I am a teacher, which means that I possess excellent communication skills, as well as the ability to impose order on small mobs. If a riot ever breaks out in your office, trust me, I am your woman. Additionally, I have also worked as a bookkeeper in a medium-sized corporation. As the sole member of the finance department, I knew exactly how much each person in the company earned and I never, ever gossiped about it, not even when I was drunk. I was also able to use my natural organization skills and attention to detail to quickly and efficiently accomplish tasks while still making time to surf the Internet for at least six hours a day. (Multi-tasking!) Speaking of which, I notice that one of your requirements is "Internet skills," which as I mentioned, I am quite adept at. I mean, it is 2009 after all. I also breathe and digest food almost without thinking about it. (Again, multi-tasking!)
Hiring Manager for Boring, Minimum Wage Job, let's face it: a monkey could do this job. You know it, and I know it. Let me be your monkey. Let me be your monkey.
Lives in a Glass House, Does Not Throw Poo
[Result: Rejected in the time-honored fashion of never getting back to me, one way or the other. Well I'm glad I spent so much time and energy crafting an elegant and compelling cover letter, jerks.
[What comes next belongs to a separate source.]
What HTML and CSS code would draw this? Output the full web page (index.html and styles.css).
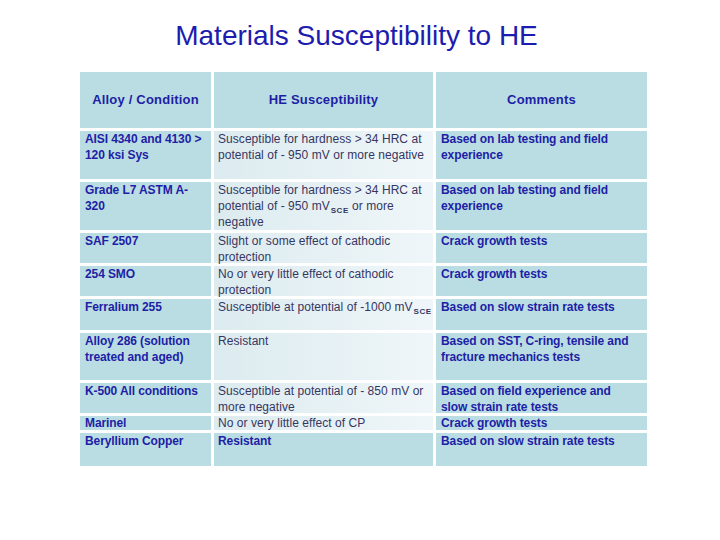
FILE: index.html
```html
<!DOCTYPE html>
<html>
<head>
<meta charset="utf-8">
<link rel="stylesheet" href="styles.css">
</head>
<body>
<h1 class="title">Materials Susceptibility to HE</h1>
<div class="grid">
  <div class="hd">Alloy / Condition</div>
  <div class="hd">HE Susceptibility</div>
  <div class="hd">Comments</div>

  <div class="c1">AISI 4340 and 4130 &gt; 120 ksi Sys</div>
  <div class="c2">Susceptible for hardness &gt; 34 HRC at potential of - 950 mV or more negative</div>
  <div class="c3">Based on lab testing and field experience</div>

  <div class="c1">Grade L7 ASTM A-320</div>
  <div class="c2">Susceptible for hardness &gt; 34 HRC at potential of - 950 mV<sub>SCE</sub> or more negative</div>
  <div class="c3">Based on lab testing and field experience</div>

  <div class="c1">SAF 2507</div>
  <div class="c2">Slight or some effect of cathodic protection</div>
  <div class="c3">Crack growth tests</div>

  <div class="c1">254 SMO</div>
  <div class="c2">No or very little effect of cathodic protection</div>
  <div class="c3">Crack growth tests</div>

  <div class="c1">Ferralium 255</div>
  <div class="c2 nowrap">Susceptible at potential of -1000 mV<sub>SCE</sub></div>
  <div class="c3">Based on slow strain rate tests</div>

  <div class="c1">Alloy 286 (solution treated and aged)</div>
  <div class="c2">Resistant</div>
  <div class="c3">Based on SST, C-ring, tensile and fracture mechanics tests</div>

  <div class="c1">K-500 All conditions</div>
  <div class="c2">Susceptible at potential of - 850 mV or more negative</div>
  <div class="c3">Based on field experience and slow strain rate tests</div>

  <div class="c1 tight">Marinel</div>
  <div class="c2 tight">No or very little effect of CP</div>
  <div class="c3 tight">Crack growth tests</div>

  <div class="c1">Beryllium Copper</div>
  <div class="c2 strong">Resistant</div>
  <div class="c3">Based on slow strain rate tests</div>
</div>
</body>
</html>
```
FILE: styles.css
```css
html, body {
  margin: 0;
  padding: 0;
  background: #ffffff;
}
body {
  width: 720px;
  height: 540px;
  font-family: "Liberation Sans", Arial, sans-serif;
}
.title {
  margin: 20px 0 0 0;
  padding-right: 7px;
  height: 32px;
  line-height: 32px;
  font-size: 28px;
  font-weight: normal;
  text-align: center;
  color: #1c1cae;
}
.grid {
  margin: 20px 0 0 80px;
  width: 567px;
  display: grid;
  grid-template-columns: 131px 219px 211px;
  grid-template-rows: 56px 48px 48px 30px 30px 31px 47px 30px 14px 33px;
  gap: 3px;
  font-size: 12px;
  line-height: 15.5px;
}
.hd {
  background: #b9dde2;
  display: flex;
  align-items: center;
  justify-content: center;
  font-weight: bold;
  font-size: 13px;
  letter-spacing: 0.2px;
  color: #1e1ea6;
  padding-bottom: 1px;
}
.c1, .c3 {
  background: #b9dde2;
  font-weight: bold;
  color: #1e1ea6;
  padding: 1px 4px 0 5px;
  letter-spacing: -0.1px;
}
.c3 {
  padding-right: 12px;
}
.c2 {
  background: linear-gradient(to right, #dcebef, #eff6f9);
  color: #363662;
  padding: 1px 3px 0 4px;
  letter-spacing: 0.05px;
}
.c2.nowrap {
  white-space: nowrap;
}
.c2.strong {
  background: #b9dde2;
  font-weight: bold;
  color: #1e1ea6;
  letter-spacing: -0.1px;
}
.tight {
  padding-top: 0;
}
sub {
  display: inline-block;
  font-size: 8px;
  line-height: 8px;
  font-weight: bold;
  vertical-align: -3px;
  letter-spacing: 0.5px;
  margin-left: 1px;
}
```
Thanks a lot.]
Dear Hiring Manager For Job That Is Actually Perfect For Me, Not That I'll Be Able To Convince You Of That,
I was so excited to discover your advertisement for Weekend Hired Help for Your Highly Respected Non-Profit Organization, and not just because I really need the money (though dude, I really need the money), but also because I am fairly confident that I would totally rock at this job. Now let me tell you why.
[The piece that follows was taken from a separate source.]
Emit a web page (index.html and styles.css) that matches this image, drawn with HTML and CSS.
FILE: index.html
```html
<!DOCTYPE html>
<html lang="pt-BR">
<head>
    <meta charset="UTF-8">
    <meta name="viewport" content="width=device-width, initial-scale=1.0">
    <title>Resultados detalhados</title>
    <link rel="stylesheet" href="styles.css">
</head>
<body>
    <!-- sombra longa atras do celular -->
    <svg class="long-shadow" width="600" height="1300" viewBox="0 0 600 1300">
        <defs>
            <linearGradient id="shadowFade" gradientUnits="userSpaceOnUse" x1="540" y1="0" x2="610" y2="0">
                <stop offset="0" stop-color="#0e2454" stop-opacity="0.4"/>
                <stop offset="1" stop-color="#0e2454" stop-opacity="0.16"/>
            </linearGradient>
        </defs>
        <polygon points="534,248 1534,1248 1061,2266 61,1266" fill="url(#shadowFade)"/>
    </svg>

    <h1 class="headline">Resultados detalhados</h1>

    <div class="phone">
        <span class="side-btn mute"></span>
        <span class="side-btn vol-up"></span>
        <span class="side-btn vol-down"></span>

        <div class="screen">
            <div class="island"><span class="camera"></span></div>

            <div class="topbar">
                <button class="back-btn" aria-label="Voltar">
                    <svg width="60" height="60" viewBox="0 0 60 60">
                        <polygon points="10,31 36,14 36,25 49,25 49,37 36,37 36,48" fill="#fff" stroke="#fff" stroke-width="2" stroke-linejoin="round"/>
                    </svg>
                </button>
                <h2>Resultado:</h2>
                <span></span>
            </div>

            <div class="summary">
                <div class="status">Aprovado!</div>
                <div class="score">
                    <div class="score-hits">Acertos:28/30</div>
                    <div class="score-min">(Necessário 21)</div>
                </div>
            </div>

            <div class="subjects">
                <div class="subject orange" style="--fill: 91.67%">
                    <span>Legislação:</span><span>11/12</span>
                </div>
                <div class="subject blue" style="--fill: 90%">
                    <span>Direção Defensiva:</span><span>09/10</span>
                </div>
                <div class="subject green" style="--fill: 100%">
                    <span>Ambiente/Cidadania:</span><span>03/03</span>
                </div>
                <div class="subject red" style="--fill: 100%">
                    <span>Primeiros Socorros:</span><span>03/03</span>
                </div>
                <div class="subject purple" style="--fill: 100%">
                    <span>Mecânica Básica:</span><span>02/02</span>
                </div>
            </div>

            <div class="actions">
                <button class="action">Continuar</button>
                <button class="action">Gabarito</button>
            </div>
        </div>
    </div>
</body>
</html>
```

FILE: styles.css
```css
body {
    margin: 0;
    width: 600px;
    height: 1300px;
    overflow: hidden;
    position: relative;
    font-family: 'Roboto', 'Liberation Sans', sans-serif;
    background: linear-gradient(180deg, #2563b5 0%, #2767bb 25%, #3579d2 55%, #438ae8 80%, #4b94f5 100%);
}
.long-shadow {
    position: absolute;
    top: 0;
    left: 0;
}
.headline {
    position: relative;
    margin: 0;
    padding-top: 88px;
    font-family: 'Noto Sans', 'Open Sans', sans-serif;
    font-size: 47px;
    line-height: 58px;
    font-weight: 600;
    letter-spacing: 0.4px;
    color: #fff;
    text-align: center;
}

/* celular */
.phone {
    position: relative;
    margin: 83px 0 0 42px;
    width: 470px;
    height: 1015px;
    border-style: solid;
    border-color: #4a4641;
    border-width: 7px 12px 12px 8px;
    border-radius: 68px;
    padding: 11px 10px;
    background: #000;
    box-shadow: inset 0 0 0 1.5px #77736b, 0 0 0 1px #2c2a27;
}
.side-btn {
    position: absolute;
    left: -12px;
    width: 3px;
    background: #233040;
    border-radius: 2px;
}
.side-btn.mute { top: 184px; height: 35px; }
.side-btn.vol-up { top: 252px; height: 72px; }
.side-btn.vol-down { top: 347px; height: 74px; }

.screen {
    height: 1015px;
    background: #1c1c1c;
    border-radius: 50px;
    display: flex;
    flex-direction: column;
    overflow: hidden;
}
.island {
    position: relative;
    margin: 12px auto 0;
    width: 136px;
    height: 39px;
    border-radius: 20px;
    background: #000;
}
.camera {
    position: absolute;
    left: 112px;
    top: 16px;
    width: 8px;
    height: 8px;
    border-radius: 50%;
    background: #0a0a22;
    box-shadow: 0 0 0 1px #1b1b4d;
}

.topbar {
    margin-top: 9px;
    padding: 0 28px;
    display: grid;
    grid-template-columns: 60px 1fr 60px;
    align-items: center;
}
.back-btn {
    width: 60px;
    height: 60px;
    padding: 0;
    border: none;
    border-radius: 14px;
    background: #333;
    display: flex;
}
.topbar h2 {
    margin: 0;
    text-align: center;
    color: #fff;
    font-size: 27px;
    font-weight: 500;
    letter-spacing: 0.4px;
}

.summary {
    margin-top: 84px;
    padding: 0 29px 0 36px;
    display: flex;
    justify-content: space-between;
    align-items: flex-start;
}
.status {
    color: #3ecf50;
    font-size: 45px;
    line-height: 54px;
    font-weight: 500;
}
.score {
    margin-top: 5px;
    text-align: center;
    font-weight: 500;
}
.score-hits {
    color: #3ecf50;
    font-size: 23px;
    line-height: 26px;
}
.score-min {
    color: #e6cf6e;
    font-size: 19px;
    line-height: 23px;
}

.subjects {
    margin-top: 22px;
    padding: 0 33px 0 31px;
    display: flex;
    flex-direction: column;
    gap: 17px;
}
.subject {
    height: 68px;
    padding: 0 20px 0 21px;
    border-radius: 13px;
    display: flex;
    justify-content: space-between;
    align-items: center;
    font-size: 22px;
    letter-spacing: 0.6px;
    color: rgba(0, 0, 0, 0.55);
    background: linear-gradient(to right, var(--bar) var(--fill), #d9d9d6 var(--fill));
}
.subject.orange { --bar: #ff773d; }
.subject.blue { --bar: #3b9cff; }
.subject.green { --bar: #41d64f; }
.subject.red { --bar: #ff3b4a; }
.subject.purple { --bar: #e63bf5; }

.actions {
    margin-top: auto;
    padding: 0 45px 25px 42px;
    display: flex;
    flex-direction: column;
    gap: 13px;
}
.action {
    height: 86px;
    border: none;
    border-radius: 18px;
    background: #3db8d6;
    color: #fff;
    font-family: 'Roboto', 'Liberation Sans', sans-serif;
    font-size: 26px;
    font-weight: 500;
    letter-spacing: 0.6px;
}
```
I have pretty much already done this job. Not in any kind of direct or straightforward way, but if you take bits of my past work experience and patch them together with play-doh and scotch tape, then mush it all into a ball and pretty it up with some fancy prose, then yes, I have definitely done this job before and I am quite confident that I could do it again. My experience as a teacher means that I am patient and good with people. And by the way, did I ever tell you about the time I led twelve teenagers around France? This shows that I have proven leadership abilities, and probably a mild case of insanity. But I'm better now. Really! Also, as a bookkeeper I completed tasks quickly and efficiently with minimal direction from my supervisers, so I am quite comfortable working independently. Unless you are looking for a team player, in which case, and I don't know if you'll believe this, but I also love working as part of a team! Really, I do! Basically, I just love to work. Work, work, work all the time; that's what I would do if I had my way, such a dedicated and passionate worker am I.
Now I will gush about your organization and what fabulous work you do and how I would be proud to be a part of it, because really, I just love to help people. Let me help you help people, Highly Respected Non-Profit Organization.
Seriously, I'm Not Bullshitting You, I Really Want This Job
[Result: Called in for an interview where I blew them away with my impressive level of awkward, as well as my ability to end every sentence with "um." Surprisingly, they decided to go with another candidate.]
Current status: Dejected with a side of low self-esteem, and a heaping helping of despair. Forecast: Cloudy with a chance of the glums. But seriously, who's a girl gotta blow to get a job in this town???